Amigos, essa é a terceira parte da fascinante história do índio Yanahin Matala Waurá. No primeiro texto, contei que fui fotografar a festa do Quarup na aldeia Yawalapiti, liderada pelo antigo amigo cacique Aritana, em companhia de três colegas, o Evandro Teixeira, o Igo Estrela e o Rogério Reis. Narrei ainda: para chegarmos à aldeia do capitão Aritana contamos com a ajuda do Yanahin, que nos levou em seu jipe Toyota do Posto Leonardo, a “capital” do Parque Nacional do Xingu, até a tribo onde se realizava o réquiem dos mortos daquele ano, 2012, e o festival de danças e lutas. Eu disse do imediato fascínio pela fotografia que o Yanahin teve ao reparar em nossas câmaras digitais.
Yanahin ficou tão impactado com estar próximo de fotógrafos que o incluímos em nosso grupo durante nossa breve estada na aldeia e até lhe facultamos fazer os primeiros clics de sua vida. Contei que nosso personagem conseguiu equipar sua aldeia de acesso à Internet e, usando e-mails e o FaceBook, passei a incentivar fizesse fotos dos povos do Xingu. As imagens que produziu acabaram levando-o a mostra-las em conferências no Exterior, como exemplar modelo de abordagem e documentação visual de um tema tão rico quanto é o modo de vida dos índios.

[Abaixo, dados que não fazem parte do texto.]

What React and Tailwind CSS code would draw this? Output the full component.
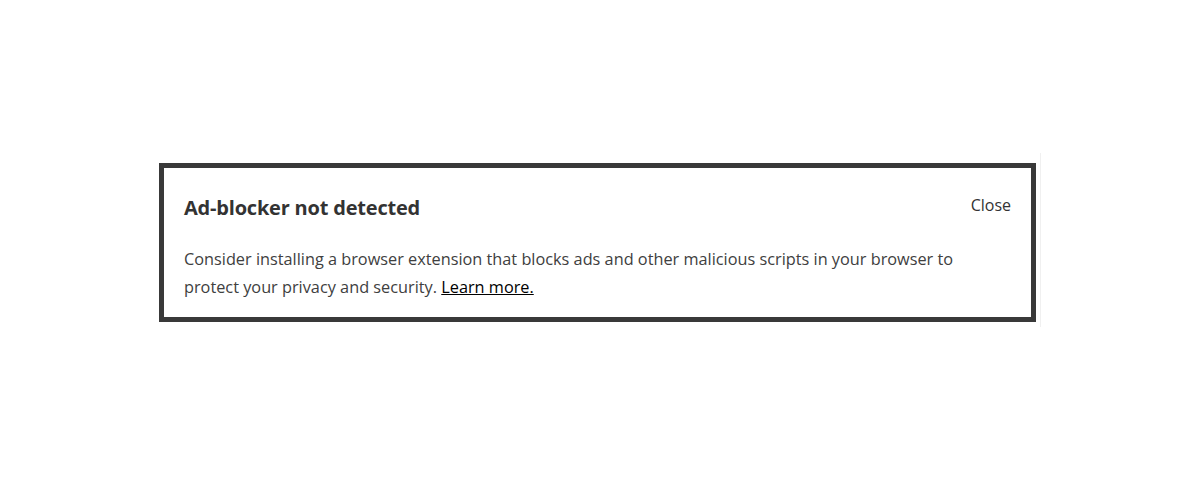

Muito bem, prosseguindo: semanas atrás encontrei em minha caixa de mensagens do Gmail novas fotos da sequencia que Yanahim sempre me envia. Fiquei impressionado com a qualidade de suas imagens, a importância antropológica que o guerreiro da tribo Waurá estava a produzir. Reconfortei-me ao ver que as “aulas” que lhe dava pela Internet estavam mesmo surtindo efeito bem positivo. Em nossas rotineiras conversas pela Net, perguntei-lhe como estava administrando sua vida. Disse-me:
– Divido meu tempo da seguinte maneira: durante a semana, de segunda à sexta, viajo pelas aldeias do Xingu porque faço parte da equipe de atendimento de saúde aos meus irmãos indígenas. Sou auxiliar de enfermagem. Somente três aldeias têm ligação por estrada de terra. As outras temos de ir de barco ou de avião, como é caso do Tanguro, que é bem isolada. Algumas delas levamos até um dia navegando pelo rio. Mas é a oportunidade que tenho para retratar detalhes e o cotidiano das etnias que habitam o parque.
– Daquele encontro que tive com vocês, lá em 2012, até hoje já enchi nove ou dez HDs de 1 terabyte, cada um, com fotos em alta resolução. Não sei o número preciso de clics. Mas imagino estar conseguindo retratar segundo meu ponto de vista tudo que vejo por aqui, a cultura do meu povo.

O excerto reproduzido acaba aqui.